TASK INSTRUCTIONS
Below are some entries. Transcribe the lines from the one holding "What React and" to the one holding "8: ['等', 'pt-[3px]']", inclusive, but not the pictures among them.

EXTRACTED ENTRIES
-*-*-

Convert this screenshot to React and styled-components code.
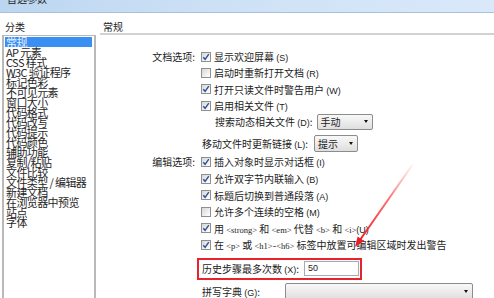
import React from "react";
import styled, { createGlobalStyle } from "styled-components";

const GlobalStyle = createGlobalStyle`
  html, body {
    margin: 0;
    padding: 0;
    background: #fff;
    overflow: hidden;
  }
  * {
    box-sizing: border-box;
  }
`;

const CJK = `"Noto Sans CJK SC", "Noto Sans", sans-serif`;

const categories = [
  "常规",
  "AP 元素",
  "CSS 样式",
  "W3C 验证程序",
  "标记色彩",
  "不可见元素",
  "窗口大小",
  "代码格式",
  "代码改写",
  "代码提示",
  "代码颜色",
  "辅助功能",
  "复制/粘贴",
  "文件比较",
  "文件类型 / 编辑器",
  "新建文档",
  "在浏览器中预览",
  "站点",
  "字体",
];

export default function App() {
  return (
    <Window>
      <GlobalStyle />
      <TitleBar>
        <TitleText>首选参数</TitleText>
      </TitleBar>
      <Body>
        <Sidebar>
          <SectionLabel>分类</SectionLabel>
          <CategoryList>
            {categories.map((c, i) => (
              <CategoryItem key={c} $selected={i === 0}>
                {c}
              </CategoryItem>
            ))}
          </CategoryList>
        </Sidebar>
        <Main>
          <PanelTitle>常规</PanelTitle>
          <Form>
            <Group>
              <GroupLabel>文档选项:</GroupLabel>
              <GroupBody>
                <CheckRow checked label="显示欢迎屏幕" k="S" />
                <CheckRow label="启动时重新打开文档" k="R" />
                <CheckRow checked label="打开只读文件时警告用户" k="W" />
                <CheckRow checked label="启用相关文件" k="T" />
                <FieldRow $indent={13} $h={16}>
                  <span>
                    搜索动态相关文件 <Key>(D)</Key>:
                  </span>
                  <Select $w={56}>
                    <span>手动</span>
                    <Caret />
                  </Select>
                </FieldRow>
              </GroupBody>
            </Group>
            <Group $top={5}>
              <GroupLabel />
              <GroupBody>
                <FieldRow $h={17}>
                  <span>
                    移动文件时更新链接 <Key>(L)</Key>:
                  </span>
                  <Select $w={44} $h={17} $left={2}>
                    <span>提示</span>
                    <Caret />
                  </Select>
                </FieldRow>
              </GroupBody>
            </Group>
            <Group $top={2}>
              <GroupLabel $h={16.6}>编辑选项:</GroupLabel>
              <GroupBody>
                <CheckRow checked h={16.6} label="插入对象时显示对话框" k="I" />
                <CheckRow checked h={16.6} label="允许双字节内联输入" k="B" />
                <CheckRow checked h={16.6} label="标题后切换到普通段落" k="A" />
                <CheckRow h={16.6} label="允许多个连续的空格" k="M" />
                <CheckRow checked h={16.6}>
                  用 <Tag>&lt;strong&gt;</Tag> 和 <Tag>&lt;em&gt;</Tag> 代替{" "}
                  <Tag>&lt;b&gt;</Tag> 和 <Tag>&lt;i&gt;</Tag>
                  <Key>(U)</Key>
                </CheckRow>
                <CheckRow checked h={16.6}>
                  在 <Tag>&lt;p&gt;</Tag> 或 <Tag>&lt;h1&gt;</Tag>-
                  <Tag>&lt;h6&gt;</Tag> 标签中放置可编辑区域时发出警告
                </CheckRow>
              </GroupBody>
            </Group>
            <Group $top={4.7}>
              <GroupLabel />
              <GroupBody>
                <Highlight>
                  <span>
                    历史步骤最多次数 <Key>(X)</Key>:
                  </span>
                  <TextInput>50</TextInput>
                </Highlight>
              </GroupBody>
            </Group>
            <Group $top={3}>
              <GroupLabel />
              <GroupBody>
                <FieldRow $h={17}>
                  <span>
                    拼写字典 <Key>(G)</Key>:
                  </span>
                  <Select $w={188} $h={17} $left={21}>
                    <span />
                    <Caret />
                  </Select>
                </FieldRow>
              </GroupBody>
            </Group>
          </Form>
        </Main>
      </Body>
      <ArrowLayer width="494" height="298" viewBox="0 0 494 298">
        <defs>
          <linearGradient
            id="fade"
            gradientUnits="userSpaceOnUse"
            x1="413"
            y1="164"
            x2="358"
            y2="242"
          >
            <stop offset="0" stopColor="#ff4a4a" stopOpacity="0.05" />
            <stop offset="0.45" stopColor="#ff3030" stopOpacity="0.7" />
            <stop offset="1" stopColor="#ec1c24" />
          </linearGradient>
        </defs>
        <line
          x1="413"
          y1="164"
          x2="360"
          y2="240"
          stroke="url(#fade)"
          strokeWidth="2"
        />
        <polygon points="355,247 357.6,236.4 364,240.9" fill="#ec1c24" />
      </ArrowLayer>
    </Window>
  );
}

function CheckRow({ checked, label, k, h, children }) {
  return (
    <Row $h={h}>
      <Box>
        {checked && (
          <svg width="8" height="8" viewBox="0 0 8 8">
            <path
              d="M1.3 4.2 L3.1 6.3 L6.8 1.2"
              fill="none"
              stroke="#2c4f96"
              strokeWidth="1.4"
            />
          </svg>
        )}
      </Box>
      <RowText>
        {children || (
          <>
            {label} <Key>({k})</Key>
          </>
        )}
      </RowText>
    </Row>
  );
}

const Window = styled.div`
  position: relative;
  width: 494px;
  height: 298px;
  overflow: hidden;
  background: #fff;
  font-family: ${CJK};
  color: #1c1c1c;
`;

const TitleBar = styled.div`
  height: 13px;
  overflow: hidden;
  background: linear-gradient(to right, #bcd6f1, #cde1f6 45%, #d9e9fa);
  border-bottom: 1px solid #a9c0d8;
  padding-left: 7px;
`;

const TitleText = styled.div`
  font-size: 10px;
  line-height: 10px;
  margin-top: -6px;
  color: #222;
`;

const Body = styled.div`
  display: grid;
  grid-template-columns: 100px 1fr;
`;

const Sidebar = styled.div`
  padding-left: 2px;
  display: flex;
  flex-direction: column;
`;

const SectionLabel = styled.div`
  font-size: 10px;
  line-height: 10px;
  padding: 9px 0 0 3px;
  height: 22px;
`;

const CategoryList = styled.div`
  width: 94px;
  height: 280px;
  border: 1px solid #b9b9b9;
  border-left-width: 2px;
  border-right-width: 2px;
  padding: 1px 1px;
`;

const CategoryItem = styled.div`
  font-size: 11px;
  line-height: 10px;
  height: 10px;
  letter-spacing: -0.6px;
  white-space: nowrap;
  padding-left: 1px;
  background: ${(p) => (p.$selected ? "#3a8ff3" : "transparent")};
  color: ${(p) => (p.$selected ? "#eaf3ff" : "#262626")};
  margin-right: ${(p) => (p.$selected ? "1px" : "0")};
`;

const Main = styled.div`
  display: flex;
  flex-direction: column;
`;

const PanelTitle = styled.div`
  font-size: 10px;
  line-height: 10px;
  padding: 9px 0 0 3px;
  height: 22px;
  border-bottom: 2px solid #d2d2d2;
`;

const Form = styled.div`
  padding-top: 13.5px;
  display: flex;
  flex-direction: column;
`;

const Group = styled.div`
  display: grid;
  grid-template-columns: 96px 1fr;
  column-gap: 5px;
  margin-top: ${(p) => p.$top || 0}px;
`;

const GroupLabel = styled.div`
  font-size: 10px;
  text-align: right;
  height: ${(p) => p.$h || 16.3}px;
  line-height: ${(p) => p.$h || 16.3}px;
  padding-right: 1px;
`;

const GroupBody = styled.div`
  display: flex;
  flex-direction: column;
`;

const Row = styled.div`
  display: flex;
  align-items: center;
  height: ${(p) => p.$h || 16.3}px;
  gap: 3px;
`;

const Box = styled.span`
  flex: none;
  width: 10px;
  height: 10px;
  border: 1px solid #8e8f8f;
  background: linear-gradient(135deg, #d6d6d6, #f4f4f4 70%, #fff);
  display: flex;
  align-items: center;
  justify-content: center;
`;

const RowText = styled.span`
  font-size: 10px;
  white-space: nowrap;
`;

const Key = styled.span`
  font-family: "Liberation Sans", Arial, sans-serif;
  font-size: 9px;
`;

const Tag = styled.span`
  font-family: "Liberation Serif", "Times New Roman", serif;
  font-size: 8.5px;
`;

const FieldRow = styled.div`
  display: flex;
  align-items: center;
  height: ${(p) => p.$h}px;
  padding-left: ${(p) => (p.$indent || 0) + 1}px;
  gap: 4px;
  font-size: 10px;
  white-space: nowrap;
`;

const Select = styled.div`
  width: ${(p) => p.$w}px;
  height: ${(p) => p.$h || 16}px;
  margin-left: ${(p) => p.$left || 0}px;
  border: 1px solid #8c8c8c;
  border-radius: 2px;
  background: linear-gradient(#f8f8f8, #ececec 50%, #dedede);
  display: flex;
  align-items: center;
  justify-content: space-between;
  padding: 0 3px 0 3px;
  font-size: 10px;
`;

const Caret = styled.span`
  width: 0;
  height: 0;
  border-left: 2.5px solid transparent;
  border-right: 2.5px solid transparent;
  border-top: 3px solid #111;
  margin-right: 1px;
`;

const Highlight = styled.div`
  display: flex;
  align-items: center;
  width: 165px;
  height: 22px;
  margin-left: -4px;
  border: 2px solid #e8232b;
  padding: 0 1px 0 3px;
  font-size: 10px;
  white-space: nowrap;
`;

const TextInput = styled.div`
  margin-left: auto;
  width: 55px;
  height: 15px;
  border: 1px solid #a5acb5;
  background: #fff;
  font-family: "Liberation Sans", Arial, sans-serif;
  font-size: 9px;
  line-height: 13px;
  padding-left: 3px;
`;

const ArrowLayer = styled.svg`
  position: absolute;
  left: 0;
  top: 0;
  pointer-events: none;
`;
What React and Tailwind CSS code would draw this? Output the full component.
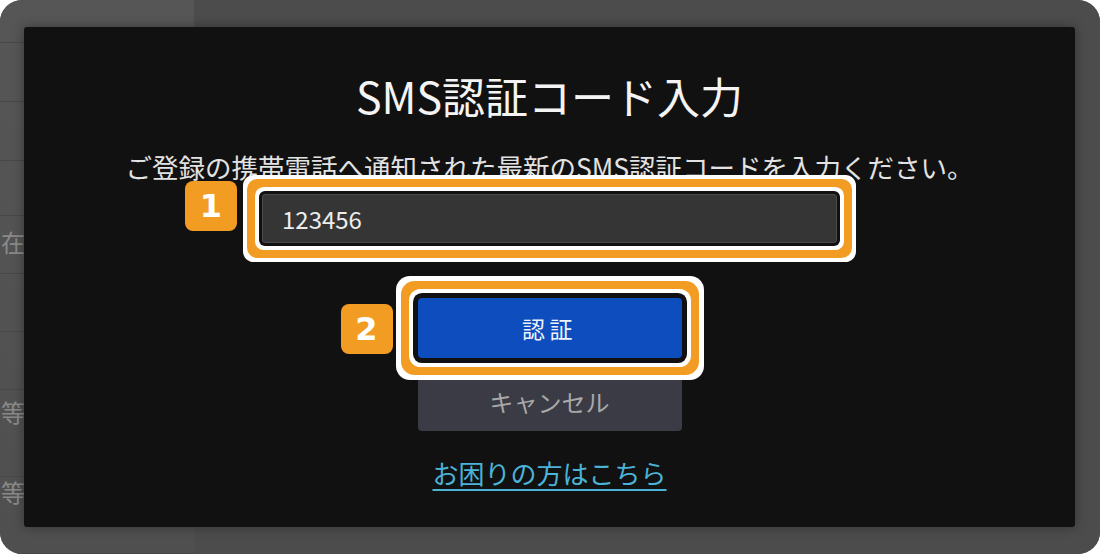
const jp = { fontFamily: '"Noto Sans CJK JP", "Noto Sans", sans-serif' }

function Badge({ n, className }) {
  return (
    <div
      className={`absolute flex h-[50px] w-[52px] items-center justify-center rounded-[8px] bg-[#f39c24] text-[32px] font-bold leading-none text-white ${className}`}
      style={{ fontFamily: '"DejaVu Sans", sans-serif' }}
    >
      {n}
    </div>
  )
}

// heights of the table rows behind the overlay, and where their text sits
const rows = [43, 59, 59, 55, 58, 58, 58, 87, 77]
const rowText = { 4: ['在', 'pt-[14px]'], 7: ['等', 'pt-[10px]'], 8: ['等', 'pt-[3px]'] }

export default function App() {
  return (
    <div className="h-[554px] w-[1100px] bg-white" style={jp}>
      <div className="relative flex h-full overflow-hidden rounded-[22px] bg-[#4d4d4d]">
        {/* dimmed page behind the dialog */}
        <div className="flex w-[194px] flex-col bg-gradient-to-b from-[#565656] to-[#4f4f4f]">
          {rows.map((h, i) => (
            <div
              key={i}
              className={`flex shrink-0 items-start border-b border-[#484848] text-[24px] text-[#8a8a8a] ${rowText[i] ? rowText[i][1] : ''}`}
              style={{ height: h }}
            >
              {rowText[i] && <span className="pl-[1px] leading-none">{rowText[i][0]}</span>}
            </div>
          ))}
        </div>
        <div className="flex-1 bg-[#4c4c4c]" />

        {/* dialog */}
        <div className="absolute left-[24px] top-[27px] flex h-[500px] w-[1051px] flex-col items-center rounded-[3px] bg-[#111111] shadow-[0_0_12px_rgba(0,0,0,0.35)]">
          <h1 className="mt-[42px] text-[43px] font-normal leading-[52px] text-[#f4f4f4]">SMS認証コード入力</h1>
          <p className="mt-[30px] text-[26.5px] leading-[32px] text-[#e2e2e2]">
            ご登録の携帯電話へ通知された最新のSMS認証コードを入力ください。
          </p>

          <div className="relative mt-[11px]">
            <input
              readOnly
              value="123456"
              className="block h-[49px] w-[575px] rounded-[3px] border border-[#4a4a4a] bg-[#353535] px-[19px] text-[24px] text-[#ececec] outline-none shadow-[0_0_0_3px_#111111,0_0_0_7px_#ffffff,0_0_0_15px_#f39c24,0_0_0_19px_#ffffff]"
              style={jp}
            />
            <Badge n="1" className="left-[-77px] top-[-13px]" />
          </div>

          <div className="mt-[55px] flex flex-col gap-[12px]">
            <div className="relative">
              <button className="block h-[60px] w-[264px] rounded-[4px] bg-[#0d4dbd] text-[23px] tracking-[0.2em] text-[#eef2fb] shadow-[0_0_0_5px_#111111,0_0_0_9px_#ffffff,0_0_0_17px_#f39c24,0_0_0_22px_#ffffff]">
                認証
              </button>
              <Badge n="2" className="left-[-77px] top-[6px]" />
            </div>
            <button className="block h-[61px] w-[264px] rounded-[4px] bg-[#3a3b44] pt-[2px] text-[24px] text-[#a8a8a8]">
              キャンセル
            </button>
          </div>

          <a href="#" className="mt-[26px] text-[26px] leading-[32px] text-[#4ab3d7] underline underline-offset-[5px]">
            お困りの方はこちら
          </a>
        </div>
      </div>
    </div>
  )
}
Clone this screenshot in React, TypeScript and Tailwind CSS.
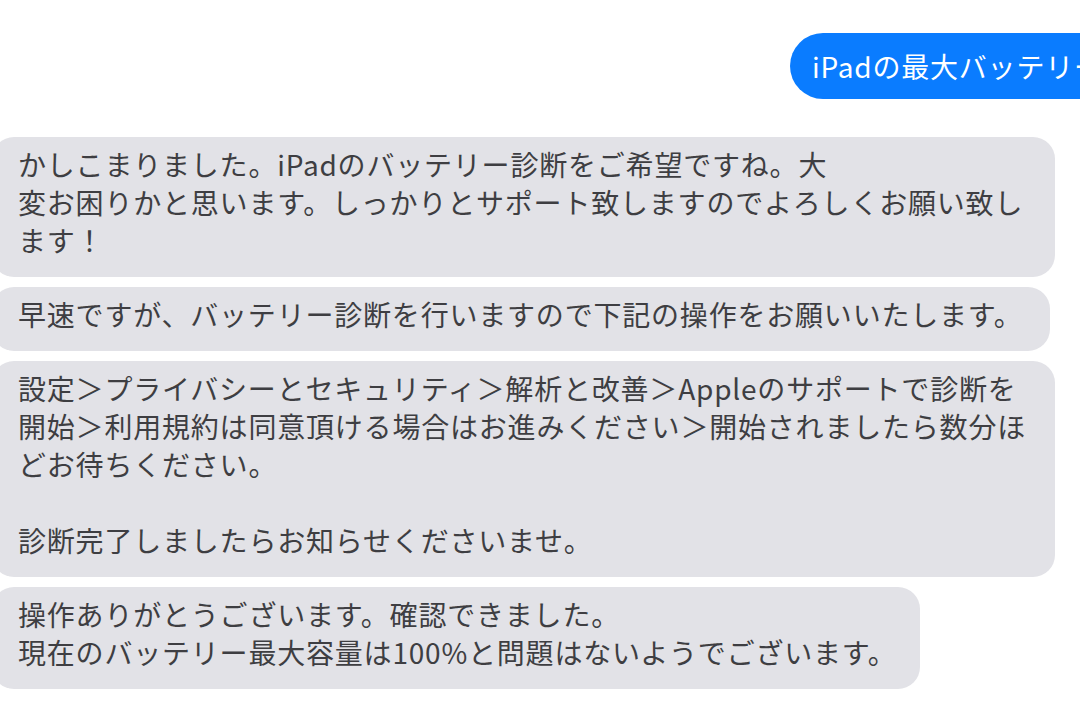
const bubbles = [
  {
    width: "w-[1063px]",
    text: "かしこまりました。iPadのバッテリー診断をご希望ですね。大\n変お困りかと思います。しっかりとサポート致しますのでよろしくお願い致し\nます！",
  },
  {
    width: "w-[1058px]",
    text: "早速ですが、バッテリー診断を行いますので下記の操作をお願いいたします。",
  },
  {
    width: "w-[1063px]",
    text: "設定＞プライバシーとセキュリティ＞解析と改善＞Appleのサポートで診断を\n開始＞利用規約は同意頂ける場合はお進みください＞開始されましたら数分ほ\nどお待ちください。\n\n診断完了しましたらお知らせくださいませ。",
  },
  {
    width: "w-[928px]",
    text: "操作ありがとうございます。確認できました。\n現在のバッテリー最大容量は100%と問題はないようでございます。",
  },
];

export default function App() {
  return (
    <div
      className="min-h-[719px] w-[1080px] overflow-hidden bg-white"
      style={{ fontFamily: '"Noto Sans CJK JP", "Noto Sans", sans-serif' }}
    >
      {/* sent message, runs off the right edge */}
      <div className="flex overflow-hidden pt-[33px]">
        <div className="ml-[790px] flex h-[66px] shrink-0 items-center whitespace-nowrap rounded-[33px] bg-[#0a7cff] pl-[22px] pr-[24px] text-[28px] tracking-[0.8px] text-white">
          iPadの最大バッテリー容量について
        </div>
      </div>

      {/* replies */}
      <div className="ml-[-8px] mt-[38px] flex flex-col items-start gap-[10px]">
        {bubbles.map((b, i) => (
          <div
            key={i}
            className={`${b.width} whitespace-pre-line rounded-[22px] bg-[#e2e2e7] pb-[18px] pl-[26px] pr-[16px] pt-[8px] text-[28px] leading-[38px] tracking-[0.8px] text-[#3e3e42]`}
          >
            {b.text}
          </div>
        ))}
      </div>
    </div>
  );
}
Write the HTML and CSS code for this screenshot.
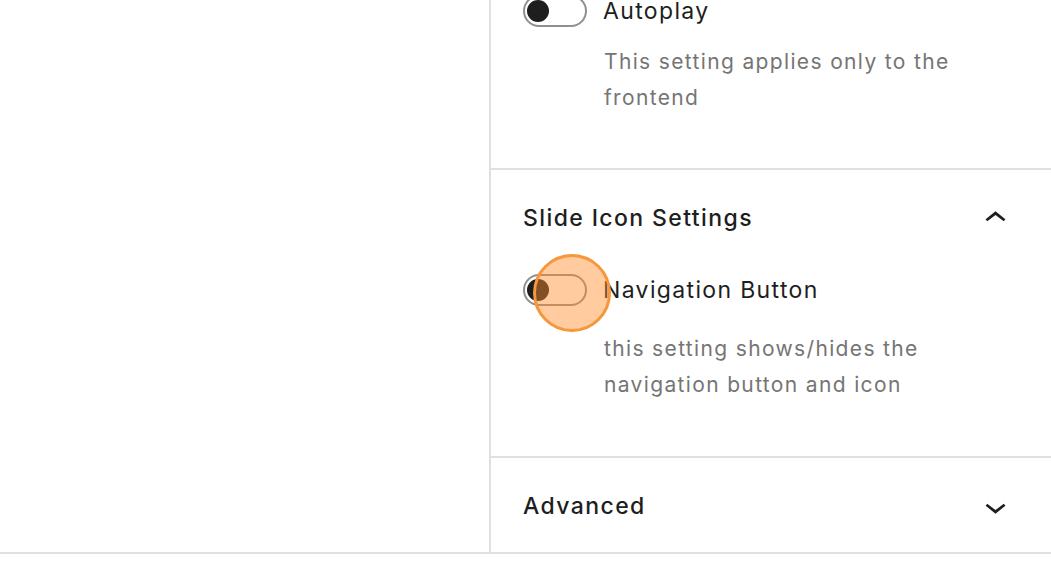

-*-*-

WRITTEN SOLUTION
What React and Tailwind CSS code would draw this? Output the full component.
const jp = { fontFamily: '"Noto Sans CJK JP", "Noto Sans", sans-serif' }

function Badge({ n, className }) {
  return (
    <div
      className={`absolute flex h-[50px] w-[52px] items-center justify-center rounded-[8px] bg-[#f39c24] text-[32px] font-bold leading-none text-white ${className}`}
      style={{ fontFamily: '"DejaVu Sans", sans-serif' }}
    >
      {n}
    </div>
  )
}

// heights of the table rows behind the overlay, and where their text sits
const rows = [43, 59, 59, 55, 58, 58, 58, 87, 77]
const rowText = { 4: ['在', 'pt-[14px]'], 7: ['等', 'pt-[10px]'], 8: ['等', 'pt-[3px]'] }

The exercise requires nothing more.